Since we're talking about Germany (see previous post), it's a good time to look at the German high speed rail system and see whether, in this area too, that country has something to teach the Midwest.
Germany and the Midwest are roughly the same size. Both are mostly flat. Germany has more people but both areas -- especially the Midwest east of the Mississippi -- are densely populated.
But in rail, they couldn't be more different. Germany has its Intercity-Express (ICE) network of high-speed trains, many of them running up to 200 miles per hour on tracks so smooth that the wine in your glass barely jiggles as you race through the countryside. The Midwest, like the rest of the United States, has Amtrak. If you haven't ridden Amtrak, be assured that all the awful stories you hear about it are true.
For the Midwest, there's got to be a better way and copying the German ICE system might be it. Many Midwesterners want to see this happen -- the Midwest High Speed Rail Association is the best source. All this was discussed at a meeting in Omaha this summer. One result was a paper from the German company, Siemens, called "High-Speed Trains Running on Freight Line Tracks: The Experience of Germany."
Siemens is not exactly a disinterested party. It is the leading manufacturer of the German trains and, along with companies from other nations like Japan and France, senses a big sale for its expertise and equipment if the Midwest adopts high speed rail.
But Siemens does know what it's talking about, and the paper deserves reading by any Midwesterner interested in the issue.
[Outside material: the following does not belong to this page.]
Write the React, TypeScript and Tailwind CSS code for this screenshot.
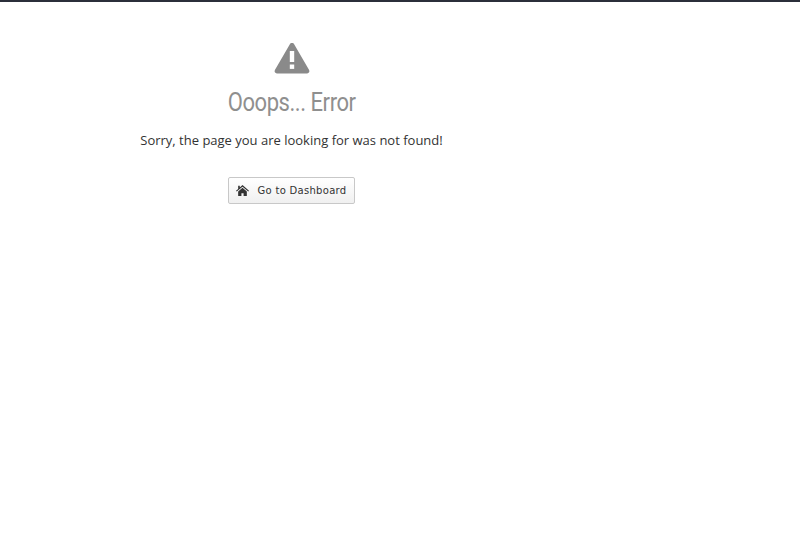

Two main points jump off the page:
First, the Midwest so far has made a deliberate decision to miss the train. Most federal funding for high speed rail is going to Florida, California and the Midwest. Florida and California plan to use the money to begin building systems for trains that will go 150-200 mph, just like the much-admired systems in Europe. The Midwest, by contrast, plans to upgrade existing Amtrak service, mostly on the Chicago-St. Louis line, enabling trains to run up to 110 mph, but with an average speed of 78 mph. This guarantees that these trains will be both uncompetitive and a waste of money. See previous posts on this issue here and here. This makes no sense, except as an expression of the traditional Midwestern reluctance to join the 21st century.
Second, the Midwest, like Germany, contains a dense web of freight railway lines: indeed, as the paper says, "the Midwest is the center of the U.S. freight rail industry and Chicago is its capital." This is one of the big problems with Amtrak: its trains run on lines owned by railways that make most of their money from freight haulage. This means that Amtrak passenger trains sit in sidings while freight trains barrel through, adding hours to the average Amtrak trains on-time performance.
It's always been assumed, at least by me, that any real high speed network in the Midwest would need dedicated tracks, separate from freight lines, with all the expense this implies. The Siemens paper says this isn't necessarily so.
In Germany, it says, freight and passenger trains share the same rails: there probably isn't room for separate lines. This means that the shared lines have to be upgraded to handle both high speed rail and heavyweight freight, with curves straightened, grade crossings eliminated (for safety reasons) and "passing loops" installed. Rail automation has been upgraded to 21st-century standards to prevent accidents. (In 1998, 101 persons were killed in a terrible ICE accident: since then, there have been no fatalities on the system.)
All this, of course, is hugely expensive. But the dual use allows the expense to be more quickly amortized. And virtually everyone agrees that this dense train network is crucial to German prosperity.
It would seem that freight and passenger trains using the same tracks at the same time would produce inevitable delays. Siemens says the Germans avoid this by scheduling most freight trains for off-peak hours, with most daytime traffic reserved for passenger trains.
As mentioned above, Germany and the Midwest share geographic and demographic similarities. It's about 550 miles from Munich in the south to Hamburg in the north, just as it's about 600 miles from St. Louis in the south to Minneapolis-St. Paul in the north. (Nobody is talking about extending high speed rail into the less populated areas of the Midwest, like northern Minnesota.) The Midwest, though, is broader, about 700 miles from Omaha to Cleveland, twice the 350 miles from Cologne to Berlin.
Germany is somewhat denser -- 82 million people in this area, as opposed to the 60 million in the eight upper Midwest states (more if western Pennsylvania and upstate New York are included.) If high speed rail is designed to serve major cities, the two areas are about equal: the Midwest has 13 cities over 300,000, if the Twin Cities are counted as one: Germany has 14 or 15.
Siemens, like other global companies, wants this Midwestern business. Since the U.S. lags so far behind the rest of the world in developing high speed rail, buying systems and expertise abroad is inevitable. But actually making the equipment -- cars, rails, signals, automation gear -- can and should be done right here. This would create jobs right now, for a rail network that would pay off in economic vitality for decades to come.